[EXERCISE DIRECTIONS] Identify the lines that contain the string "index" and copy all of them.

[DATA BLOCK]
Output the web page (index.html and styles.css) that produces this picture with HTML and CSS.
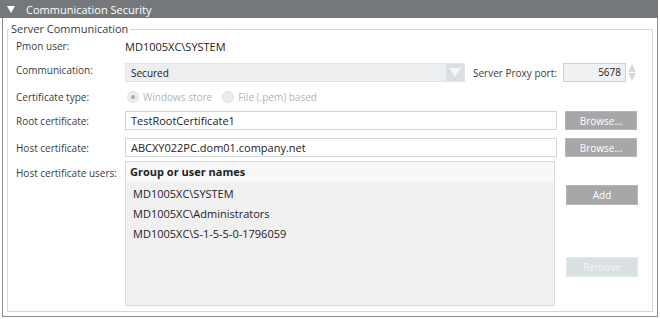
FILE: index.html
```html
<!DOCTYPE html>
<html lang="en">

<head>
    <meta charset="UTF-8">
    <title>Communication Security</title>
    <link rel="stylesheet" href="styles.css">
</head>

<body>
    <div class="panel">
        <header class="panel-header">
            <span class="caret"></span>
            <span class="panel-title">Communication Security</span>
        </header>
        <div class="panel-body">
            <fieldset class="group">
                <legend>Server Communication</legend>

                <div class="row row-pmon">
                    <label class="field-label">Pmon user:</label>
                    <span class="value">MD1005XC\SYSTEM</span>
                </div>

                <div class="row row-comm">
                    <label class="field-label">Communication:</label>
                    <div class="dropdown">
                        <span class="dropdown-text">Secured</span>
                        <span class="dropdown-arrow"><span class="tri"></span></span>
                    </div>
                    <label class="port-label">Server Proxy port:</label>
                    <div class="spin">
                        <span class="spin-box">5678</span>
                        <span class="spin-arrows">
                            <span class="spin-up"></span>
                            <span class="spin-down"></span>
                        </span>
                    </div>
                </div>

                <div class="row row-type">
                    <label class="field-label">Certificate type:</label>
                    <div class="radios">
                        <span class="radio checked"></span><span class="radio-text">Windows store</span>
                        <span class="radio"></span><span class="radio-text">File (.pem) based</span>
                    </div>
                </div>

                <div class="row row-input">
                    <label class="field-label">Root certificate:</label>
                    <div class="text-input">TestRootCertificate1</div>
                    <button class="btn">Browse...</button>
                </div>

                <div class="row row-input row-host">
                    <label class="field-label">Host certificate:</label>
                    <div class="text-input">ABCXY022PC.dom01.company.net</div>
                    <button class="btn">Browse...</button>
                </div>

                <div class="row row-users">
                    <label class="field-label">Host certificate users:</label>
                    <div class="list">
                        <div class="list-head">Group or user names</div>
                        <div class="list-body">
                            <div class="list-item">MD1005XC\SYSTEM</div>
                            <div class="list-item">MD1005XC\Administrators</div>
                            <div class="list-item">MD1005XC\S-1-5-5-0-1796059</div>
                        </div>
                    </div>
                    <div class="list-buttons">
                        <button class="btn btn-add">Add</button>
                        <button class="btn btn-disabled">Remove</button>
                    </div>
                </div>
            </fieldset>
        </div>
    </div>
</body>

</html>
```

FILE: styles.css
```css
body {
    margin: 0;
    padding: 0;
    background: #fff;
    font-family: "Open Sans", "Noto Sans", sans-serif;
    font-size: 10px;
    color: #3c3c3c;
}

.panel {
    width: 658px;
}

.panel-header {
    height: 18px;
    background: #74787b;
    color: #fff;
    display: flex;
    align-items: center;
    padding-left: 7px;
}

.caret {
    width: 0;
    height: 0;
    border-left: 4px solid transparent;
    border-right: 4px solid transparent;
    border-top: 7px solid #fff;
    margin-right: 11px;
    margin-top: 1px;
}

.panel-title {
    font-size: 11px;
}

.panel-body {
    margin-left: 2px;
    border: 1px solid #8c8c8c;
    border-top: none;
    padding: 0 4px 4px 4px;
    box-sizing: border-box;
    height: 299px;
    display: flex;
    flex-direction: column;
}

.group {
    margin: 4px 0 0 0;
    flex: 1;
    border: 1px solid #d6d6d6;
    padding: 0 8px;
    min-width: 0;
}

.group legend {
    padding: 0 2px 0 2px;
    margin-left: -7px;
    font-size: 11px;
    line-height: 14px;
    color: #3a3a3a;
}

.row {
    display: flex;
    align-items: center;
}

.field-label {
    width: 109px;
    flex-shrink: 0;
}

.value {
    font-size: 11px;
    color: #222;
}

.row-pmon {
    height: 18px;
    margin-top: 1px;
}

.row-comm {
    height: 19px;
    margin-top: 8px;
}

.row-comm .field-label {
    align-self: flex-start;
}

.dropdown {
    width: 340px;
    height: 19px;
    box-sizing: border-box;
    background: #eceeef;
    border: 1px solid #e0e4e6;
    display: flex;
    align-items: center;
}

.dropdown-text {
    flex: 1;
    padding-left: 5px;
    color: #222;
}

.dropdown-arrow {
    width: 18px;
    height: 100%;
    background: #d9dfe2;
    display: flex;
    align-items: center;
    justify-content: center;
}

.tri {
    width: 0;
    height: 0;
    border-left: 6px solid transparent;
    border-right: 6px solid transparent;
    border-top: 9px solid #f4f6f7;
}

.port-label {
    margin-left: 8px;
    width: 90px;
}

.spin {
    display: flex;
    align-items: center;
}

.spin-box {
    width: 63px;
    height: 19px;
    box-sizing: border-box;
    background: #eff1f2;
    border: 1px solid #c6d2d8;
    text-align: right;
    padding-right: 4px;
    line-height: 17px;
    color: #222;
}

.spin-arrows {
    margin-left: 2px;
    display: flex;
    flex-direction: column;
    gap: 1px;
}

.spin-up,
.spin-down {
    width: 0;
    height: 0;
    border-left: 4px solid transparent;
    border-right: 4px solid transparent;
}

.spin-up {
    border-bottom: 8px solid #d4dce0;
}

.spin-down {
    border-top: 8px solid #d4dce0;
}

.row-type {
    height: 18px;
    margin-top: 6px;
}

.radios {
    display: flex;
    align-items: center;
    color: #b4b4b4;
}

.radio {
    width: 12px;
    height: 12px;
    box-sizing: border-box;
    border-radius: 50%;
    background: #ececec;
    border: 1px solid #e2e2e2;
    margin-left: 2px;
    margin-right: 4px;
    display: flex;
    align-items: center;
    justify-content: center;
}

.radio.checked::after {
    content: "";
    width: 4px;
    height: 4px;
    border-radius: 50%;
    background: #a8a8a8;
}

.radio-text {
    margin-right: 8px;
}

.row-input {
    height: 19px;
    margin-top: 5px;
}

.row-host {
    margin-top: 8px;
}

.text-input {
    width: 432px;
    height: 19px;
    box-sizing: border-box;
    border: 1px solid #cdd5da;
    background: #fff;
    padding-left: 5px;
    line-height: 17px;
    font-size: 11px;
    color: #222;
}

.btn {
    width: 72px;
    height: 19px;
    margin-left: 8px;
    padding: 0;
    border: 1px solid #b6b6b6;
    background: #a7a7a7;
    color: #fff;
    font-family: inherit;
    font-size: 10px;
}

.row-users {
    align-items: flex-start;
    margin-top: 4px;
}

.row-users .field-label {
    margin-top: 5px;
}

.list {
    width: 430px;
    height: 145px;
    box-sizing: border-box;
    border: 1px solid #dadada;
    background: #f0f0f0;
    display: flex;
    flex-direction: column;
}

.list-head {
    height: 20px;
    line-height: 19px;
    background: #f8f8f8;
    padding-left: 4px;
    font-weight: bold;
    font-size: 11px;
    color: #222;
}

.list-body {
    padding-top: 2px;
}

.list-item {
    height: 20px;
    line-height: 20px;
    padding-left: 7px;
    font-size: 11px;
    color: #222;
}

.list-buttons {
    margin-left: 3px;
    display: flex;
    flex-direction: column;
}

.btn-add {
    margin-top: 24px;
    height: 20px;
}

.btn-disabled {
    margin-top: 52px;
    height: 20px;
    background: #d8e0e3;
    border-color: #e2e8ea;
    color: #f3f6f7;
}
```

[FINISHED TASK]
Output the web page (index.html and styles.css) that produces this picture with HTML and CSS.
FILE: index.html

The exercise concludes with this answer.